Of all the public policy debates surrounding the gig economy of late, one of the hottest topics has been “portable benefits” – the concept that gig economy workers should have flexible, portable benefits that they can take with them from job to job, or “gig to gig.” This push just got a major jumpstart that may turn out to be a game-changer.

Portable Benefits a “Hot Topic”

As we have previously discussed, states and local governments are increasingly moving forward on their own with proposals to explore the provision of benefits to individual performing work in the gig economy. Most notable are proposals that have been set forth in the state legislatures in Washington, New York and New Jersey. California has been exploring this approach as well.

The “portable benefits” movements even has advocates at the federal level. Last year, Senator Mark Warner (D-Virginia) introduced the “Portable Benefits for Independent Workers Pilot Program Act” to provide for $20 million in grant funding to assist states, localities, and nonprofit organizations to experiment with portable benefits models for gig economy workers.

Uber and SEIU Make Major Announcement

These efforts just received a powerful boost with the announcement of a joint call by Uber and the Service Employees International Union (SEIU) for Washington State to develop a “portable benefits system” that would cover gig economy workers. The joint letter was signed by Uber CEO Dara Khosrowshahi, SEIU Local 775 President David Rolf, and Seattle investor and activist Nick Hanauer.

The letter begins by acknowledging that a number of “legal, policy and political hurdles” have prevented meaningful progress toward a new portable benefits system. However, they go on to state:

These hurdles will only be overcome when parties are willing to sit down, put aside historical differences, and work together to develop a solution. Furthermore, while we applaud and support efforts at the national level, we believe there is great opportunity to take the first significant steps at the state level. The pursuit of local solutions will expedite the move from the theoretical into the practical, unraveling the thorny issues and beginning to show how a portable benefits system can empower workers and enable technology to meet the growing demand for more flexible, independent forms of work.
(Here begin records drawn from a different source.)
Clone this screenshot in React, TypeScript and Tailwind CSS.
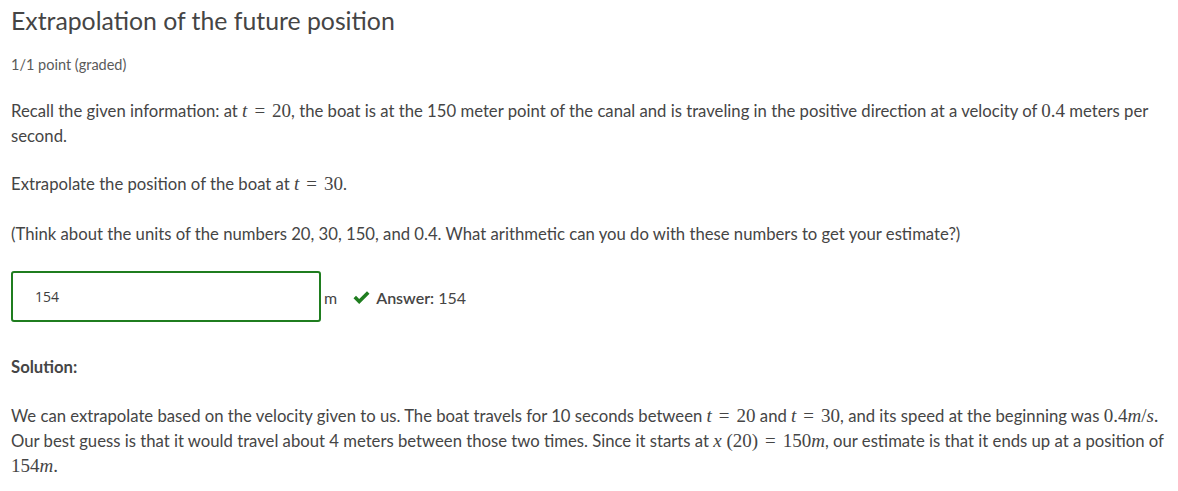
import React from "react";

const M = ({ children }: { children: React.ReactNode }) => (
  <span className="text-[19px] leading-[20px] [font-family:'Liberation_Serif',serif] whitespace-nowrap">{children}</span>
);
const I = ({ children }: { children: React.ReactNode }) => <i className="italic">{children}</i>;
const Eq = () => <span className="mx-[7px]">=</span>;

export default function App() {
  return (
    <div className="w-[1178px] h-[491px] bg-white text-[#454545] [font-family:Lato,sans-serif] overflow-hidden">
      <div className="pl-[11px] pr-[10px] pt-[4px]">
        <h2 className="text-[24.8px] leading-[34px] text-[#454545]">Extrapolation of the future position</h2>
        <div className="mt-[17px] text-[14.5px] leading-[20px] text-[#5a5a5a]">1/1 point (graded)</div>
        <p className="mt-[24px] text-[16.7px] leading-[25px]">
          Recall the given information: at <M><I>t</I><Eq />20</M>, the boat is at the 150 meter point of the canal and is
          traveling in the positive direction at a velocity of <M>0.4</M> meters per second.
        </p>
        <p className="mt-[23px] text-[16.7px] leading-[25px]">
          Extrapolate the position of the boat at <M><I>t</I><Eq />30</M>.
        </p>
        <p className="mt-[25px] text-[16.7px] leading-[25px]">
          (Think about the units of the numbers 20, 30, 150, and 0.4. What arithmetic can you do with these numbers to get
          your estimate?)
        </p>
        <div className="mt-[24px] flex items-center">
          <div className="w-[310px] h-[51px] border-2 border-[#1f7d1f] rounded-[3px] flex items-center pl-[22px] text-[14px] [font-family:'Open_Sans',sans-serif] text-[#3d3d3d]">
            154
          </div>
          <span className="ml-[3px] mt-[2px] text-[16px]">m</span>
          <svg className="ml-[15px] mt-[1px]" width="19" height="15" viewBox="0 0 19 15">
            <path d="M1.5 8.2 L4 5.7 L7.2 8.9 L15 1.2 L17.5 3.7 L7.2 14 Z" fill="#1f7d1f" />
          </svg>
          <span className="ml-[5px] mt-[2px] text-[16px]">
            <span className="font-semibold">Answer:</span> 154
          </span>
        </div>
        <div className="mt-[33px] text-[16.7px] leading-[25px] font-bold">Solution:</div>
        <p className="mt-[24px] text-[16.7px] leading-[25px]">
          We can extrapolate based on the velocity given to us. The boat travels for 10 seconds between{" "}
          <M><I>t</I><Eq />20</M> and <M><I>t</I><Eq />30</M>, and its speed at the beginning was{" "}
          <M>0.4<I>m</I>/<I>s</I>.</M> Our best guess is that it would travel about 4 meters between those two times. Since it
          starts at <M><I>x</I> (20)<Eq />150<I>m</I></M>, our estimate is that it ends up at a position of <M>154<I>m</I>.</M>
        </p>
      </div>
    </div>
  );
}
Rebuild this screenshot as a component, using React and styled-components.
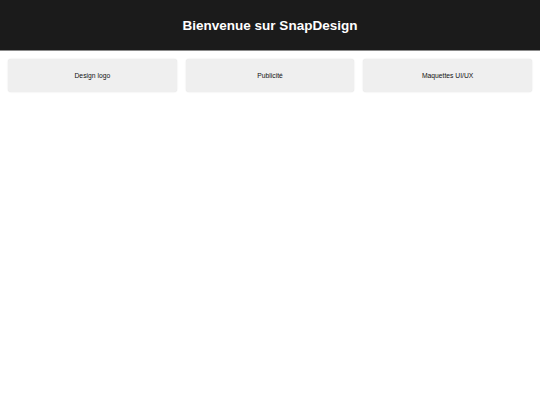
import styled, { createGlobalStyle } from 'styled-components';

const GlobalStyle = createGlobalStyle`
	body {
		margin: 0;
		background: #fff;
		font-family: "Liberation Sans", Arial, sans-serif;
	}
`;

const Header = styled.header`
	height: 50px;
	background: #1b1b1b;
	border-bottom: 1px solid #8a8a8a;
	display: flex;
	align-items: center;
	justify-content: center;
	color: #fff;
	h1 {
		margin: 0;
		font-size: 13.5px;
		font-weight: bold;
	}
`;

const Services = styled.section`
	display: flex;
	gap: 9px;
	padding: 8px 8px;
`;

const ServiceCard = styled.div`
	flex: 1;
	height: 33px;
	display: flex;
	align-items: center;
	justify-content: center;
	background: #efefef;
	border-radius: 3px;
	box-shadow: 0 0 1.5px rgba(0, 0, 0, 0.15);
	font-size: 6.75px;
	color: #111;
`;

const services = ['Design logo', 'Publicité', 'Maquettes UI/UX'];

export default function App() {
	return (
		<>
			<GlobalStyle />
			<Header>
				<h1>Bienvenue sur SnapDesign</h1>
			</Header>
			<Services>
				{services.map((name) => (
					<ServiceCard key={name}>{name}</ServiceCard>
				))}
			</Services>
		</>
	);
}
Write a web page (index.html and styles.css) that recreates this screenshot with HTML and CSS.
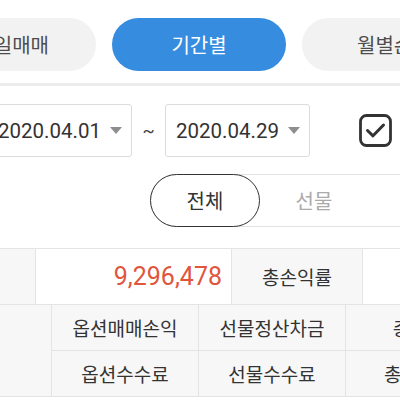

The letter then outlines several key “foundations” a portable benefits system must include:

  • Flexibility – a system of individual accounts that follow workers.
  • Proportionality – a system that accounts for “differentiated and diverse connections to work” through proportional contributions.
  • Universality – a system that is universal in it application across businesses, industries and sectors.
  • Innovation – promotion of the development of innovative products and systems that respond to and enhance independent work.

Positive Reaction

Reaction to this announced joint effort appears to be positive. For example, U.S. Senator Mark Warner tweeted, “This is an important start towards remaking our social safety net to address a changing economy. I applaud the [Uber-SEIU] partnership and will keep pushing my legislation to encourage this kind of portable benefits innovation at the local level.”

Key Issue Will Be Employment Status

Moving forward, a key issue will be whether (and how) such policies deal with the fundamental issue of classifying gig economy workers as employees, independent contractors, or something different. The employment classification issue has been thorny and a key driver of litigation across industries and companies in the gig economy.

For example, the Handy proposal pending in New York last year would have permitted the creation of a portable benefits system in exchange for gig workers agreeing that they are independent contractors. However, last year’s Washington proposal would have merely blocked workers and government agencies from considering the benefits system when determining classification status under state law.

The joint Uber-SEIU letter specifically states that a portable benefits system should provide “businesses with legal certainty over their work arrangements.” Does this mean statutory clarification of the independent contractor status of gig economy workers? That remains to be seen, but is likely to be a key issue moving forward, certainly from an employment law perspective. A portable benefits approach that does not solve the misclassification debate would not likely provide the clarity that gig economy employers seek.

What Comes Next?

All eyes will now be on the state of Washington. Other states and local governments will likely continue to push forward with proposals of their own, but it appears that the cutting edge of this debate will now shift to the Evergreen State.

With two key stakeholders like Uber and SEIU at the table and on the same page, however, there is a good opportunity that this issue will be advanced “from the theoretical to the practical,” as the letter’s signatories noted. This is definitely one to watch!